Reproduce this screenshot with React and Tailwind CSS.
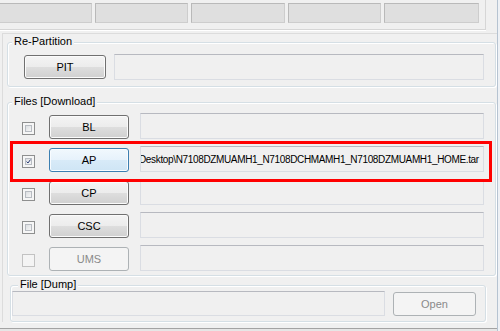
import clsx from "clsx";

const apPath = "Desktop\\N7108DZMUAMH1_N7108DCHMAMH1_N7108DZMUAMH1_HOME.tar";

const rows = [
  { id: "BL" },
  { id: "AP", checked: true, active: true, value: apPath },
  { id: "CP" },
  { id: "CSC" },
  { id: "UMS", disabled: true },
];

// top strip boxes, widths picked off the screenshot
const tabs = ["w-[95px]", "w-[93px]", "w-[94px]", "w-[93px]", "w-[95px]"];

function Group({ label, className, labelClass, children }) {
  return (
    <div
      className={clsx(
        "relative rounded-[3px] border border-[#d5dfe5] shadow-[inset_1px_1px_0_#ffffff,1px_1px_0_#ffffff]",
        className
      )}
    >
      <span
        className={clsx(
          "absolute -top-[8px] bg-[#f0f0f0] px-[2px] leading-[13px] text-black",
          labelClass
        )}
      >
        {label}
      </span>
      {children}
    </div>
  );
}

function WinButton({ children, active, disabled, className }) {
  return (
    <div
      className={clsx(
        "flex items-center justify-center rounded-[3px] border leading-none",
        disabled
          ? "border-[#adb2b5] bg-[#f4f4f4] text-[#8a8a8a]"
          : active
          ? "border-[#3c7fb1] bg-[linear-gradient(#f1f8fd_0%,#e6f2fb_50%,#d8ebf8_50%,#cfe5f5_100%)] text-black shadow-[inset_0_0_0_1px_#f8fcff]"
          : "border-[#707070] bg-[linear-gradient(#f4f4f4_0%,#ececec_50%,#dedede_50%,#d0d0d0_100%)] text-black shadow-[inset_0_0_0_1px_#fbfbfb]",
        className
      )}
    >
      {children}
    </div>
  );
}

function Field({ className, children }) {
  return (
    <div
      className={clsx(
        "flex items-center overflow-hidden border border-[#dadde3] border-t-[#b7b9c0] bg-[#f0f0f0] whitespace-nowrap",
        className
      )}
    >
      {children}
    </div>
  );
}

function Check({ checked, disabled }) {
  if (disabled) {
    return <div className="mt-[9px] h-[13px] w-[13px] border border-[#c2c2c2] bg-[#f4f4f4]" />;
  }
  return (
    <div className="mt-[9px] h-[13px] w-[13px] border border-[#8e8f8f] bg-[#f6f6f6] p-[2px]">
      <div className="relative h-full w-full border border-[#b8bcc2] bg-linear-to-br from-[#dcdfe2] to-[#f6f6f6]">
        {checked && (
          <svg viewBox="0 0 7 7" className="absolute inset-0 h-full w-full">
            <path d="M0.8 3.6 L2.8 5.6 L6.2 0.9" fill="none" stroke="#2a3d75" strokeWidth="1.4" />
          </svg>
        )}
      </div>
    </div>
  );
}

export default function App() {
  return (
    <div className="relative flex h-[331px] w-[500px] overflow-hidden bg-[#f0f0f0] font-['Liberation_Sans',Arial,sans-serif] text-[11px]">
      <div className="w-[497px]">
        {/* top strip */}
        <div className="h-[30px] w-[486px] border-b border-r border-[#d6d6d6] shadow-[0_1px_0_#ffffff] pt-[3px]">
          <div className="-ml-[3px] flex gap-[3px]">
            {tabs.map((w, i) => (
              <div
                key={i}
                className={clsx(
                  "h-[20px] border border-[#b9b9b9] border-b-[#cdcdcd] border-r-[#cdcdcd] bg-[#dfdfdf]",
                  w
                )}
              />
            ))}
          </div>
        </div>

        {/* main panel */}
        <div className="ml-[2px] mt-[3px] h-[289px] border-l border-t border-[#dcdcdc] pl-[4px] pt-[8px]">
          <Group label="Re-Partition" labelClass="left-[4px]" className="h-[45px] w-[489px]">
            <div className="flex items-start gap-[8px] pl-[16px] pt-[11px]">
              <WinButton className="mt-[1px] h-[24px] w-[82px]">PIT</WinButton>
              <Field className="h-[26px] w-[370px]" />
            </div>
          </Group>

          <Group label="Files [Download]" labelClass="left-[4px]" className="mt-[15px] h-[174px] w-[489px]">
            <div className="flex flex-col gap-[7px] pt-[10px]">
              {rows.map((r) => (
                <div key={r.id} className="flex h-[26px] items-start pl-[14px]">
                  <Check checked={r.checked} disabled={r.disabled} />
                  <WinButton
                    active={r.active}
                    disabled={r.disabled}
                    className="ml-[14px] mt-[2px] h-[24px] w-[80px]"
                  >
                    {r.id}
                  </WinButton>
                  <Field className="ml-[11px] h-[26px] w-[344px]">
                    {r.value && (
                      <span className="-ml-[2px] text-[10px] tracking-[-0.35px] text-black">
                        {r.value}
                      </span>
                    )}
                  </Field>
                </div>
              ))}
            </div>
          </Group>

          <Group label="File [Dump]" labelClass="left-[7px]" className="ml-[3px] mt-[9px] h-[37px] w-[476px]">
            <div className="flex items-start gap-[8px] pl-[1px] pt-[5px]">
              <Field className="h-[25px] w-[373px]" />
              <WinButton disabled className="mt-[1px] h-[24px] w-[83px]">
                Open
              </WinButton>
            </div>
          </Group>
        </div>

        <div className="mt-[6px] h-[3px] border-t border-[#a3a3a3] bg-[#e6e6e6]" />
      </div>
      <div className="w-[3px] border-l border-[#b6c3d1] bg-[#eef1f5]" />

      {/* red highlight drawn over the AP row */}
      <div className="absolute left-[10px] top-[141px] h-[41px] w-[482px] border-[3px] border-[#ff0000]" />
    </div>
  );
}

What is required = All of the lines above should be printed exactly, minus the pictures.

Response =
Reproduce this screenshot with React and Tailwind CSS.
import clsx from "clsx";

const apPath = "Desktop\\N7108DZMUAMH1_N7108DCHMAMH1_N7108DZMUAMH1_HOME.tar";

const rows = [
  { id: "BL" },
  { id: "AP", checked: true, active: true, value: apPath },
  { id: "CP" },
  { id: "CSC" },
  { id: "UMS", disabled: true },
];

// top strip boxes, widths picked off the screenshot
const tabs = ["w-[95px]", "w-[93px]", "w-[94px]", "w-[93px]", "w-[95px]"];

function Group({ label, className, labelClass, children }) {
  return (
    <div
      className={clsx(
        "relative rounded-[3px] border border-[#d5dfe5] shadow-[inset_1px_1px_0_#ffffff,1px_1px_0_#ffffff]",
        className
      )}
    >
      <span
        className={clsx(
          "absolute -top-[8px] bg-[#f0f0f0] px-[2px] leading-[13px] text-black",
          labelClass
        )}
      >
        {label}
      </span>
      {children}
    </div>
  );
}

function WinButton({ children, active, disabled, className }) {
  return (
    <div
      className={clsx(
        "flex items-center justify-center rounded-[3px] border leading-none",
        disabled
          ? "border-[#adb2b5] bg-[#f4f4f4] text-[#8a8a8a]"
          : active
          ? "border-[#3c7fb1] bg-[linear-gradient(#f1f8fd_0%,#e6f2fb_50%,#d8ebf8_50%,#cfe5f5_100%)] text-black shadow-[inset_0_0_0_1px_#f8fcff]"
          : "border-[#707070] bg-[linear-gradient(#f4f4f4_0%,#ececec_50%,#dedede_50%,#d0d0d0_100%)] text-black shadow-[inset_0_0_0_1px_#fbfbfb]",
        className
      )}
    >
      {children}
    </div>
  );
}

function Field({ className, children }) {
  return (
    <div
      className={clsx(
        "flex items-center overflow-hidden border border-[#dadde3] border-t-[#b7b9c0] bg-[#f0f0f0] whitespace-nowrap",
        className
      )}
    >
      {children}
    </div>
  );
}

function Check({ checked, disabled }) {
  if (disabled) {
    return <div className="mt-[9px] h-[13px] w-[13px] border border-[#c2c2c2] bg-[#f4f4f4]" />;
  }
  return (
    <div className="mt-[9px] h-[13px] w-[13px] border border-[#8e8f8f] bg-[#f6f6f6] p-[2px]">
      <div className="relative h-full w-full border border-[#b8bcc2] bg-linear-to-br from-[#dcdfe2] to-[#f6f6f6]">
        {checked && (
          <svg viewBox="0 0 7 7" className="absolute inset-0 h-full w-full">
            <path d="M0.8 3.6 L2.8 5.6 L6.2 0.9" fill="none" stroke="#2a3d75" strokeWidth="1.4" />
          </svg>
        )}
      </div>
    </div>
  );
}

export default function App() {
  return (
    <div className="relative flex h-[331px] w-[500px] overflow-hidden bg-[#f0f0f0] font-['Liberation_Sans',Arial,sans-serif] text-[11px]">
      <div className="w-[497px]">
        {/* top strip */}
        <div className="h-[30px] w-[486px] border-b border-r border-[#d6d6d6] shadow-[0_1px_0_#ffffff] pt-[3px]">
          <div className="-ml-[3px] flex gap-[3px]">
            {tabs.map((w, i) => (
              <div
                key={i}
                className={clsx(
                  "h-[20px] border border-[#b9b9b9] border-b-[#cdcdcd] border-r-[#cdcdcd] bg-[#dfdfdf]",
                  w
                )}
              />
            ))}
          </div>
        </div>

        {/* main panel */}
        <div className="ml-[2px] mt-[3px] h-[289px] border-l border-t border-[#dcdcdc] pl-[4px] pt-[8px]">
          <Group label="Re-Partition" labelClass="left-[4px]" className="h-[45px] w-[489px]">
            <div className="flex items-start gap-[8px] pl-[16px] pt-[11px]">
              <WinButton className="mt-[1px] h-[24px] w-[82px]">PIT</WinButton>
              <Field className="h-[26px] w-[370px]" />
            </div>
          </Group>

          <Group label="Files [Download]" labelClass="left-[4px]" className="mt-[15px] h-[174px] w-[489px]">
            <div className="flex flex-col gap-[7px] pt-[10px]">
              {rows.map((r) => (
                <div key={r.id} className="flex h-[26px] items-start pl-[14px]">
                  <Check checked={r.checked} disabled={r.disabled} />
                  <WinButton
                    active={r.active}
                    disabled={r.disabled}
                    className="ml-[14px] mt-[2px] h-[24px] w-[80px]"
                  >
                    {r.id}
                  </WinButton>
                  <Field className="ml-[11px] h-[26px] w-[344px]">
                    {r.value && (
                      <span className="-ml-[2px] text-[10px] tracking-[-0.35px] text-black">
                        {r.value}
                      </span>
                    )}
                  </Field>
                </div>
              ))}
            </div>
          </Group>

          <Group label="File [Dump]" labelClass="left-[7px]" className="ml-[3px] mt-[9px] h-[37px] w-[476px]">
            <div className="flex items-start gap-[8px] pl-[1px] pt-[5px]">
              <Field className="h-[25px] w-[373px]" />
              <WinButton disabled className="mt-[1px] h-[24px] w-[83px]">
                Open
              </WinButton>
            </div>
          </Group>
        </div>

        <div className="mt-[6px] h-[3px] border-t border-[#a3a3a3] bg-[#e6e6e6]" />
      </div>
      <div className="w-[3px] border-l border-[#b6c3d1] bg-[#eef1f5]" />

      {/* red highlight drawn over the AP row */}
      <div className="absolute left-[10px] top-[141px] h-[41px] w-[482px] border-[3px] border-[#ff0000]" />
    </div>
  );
}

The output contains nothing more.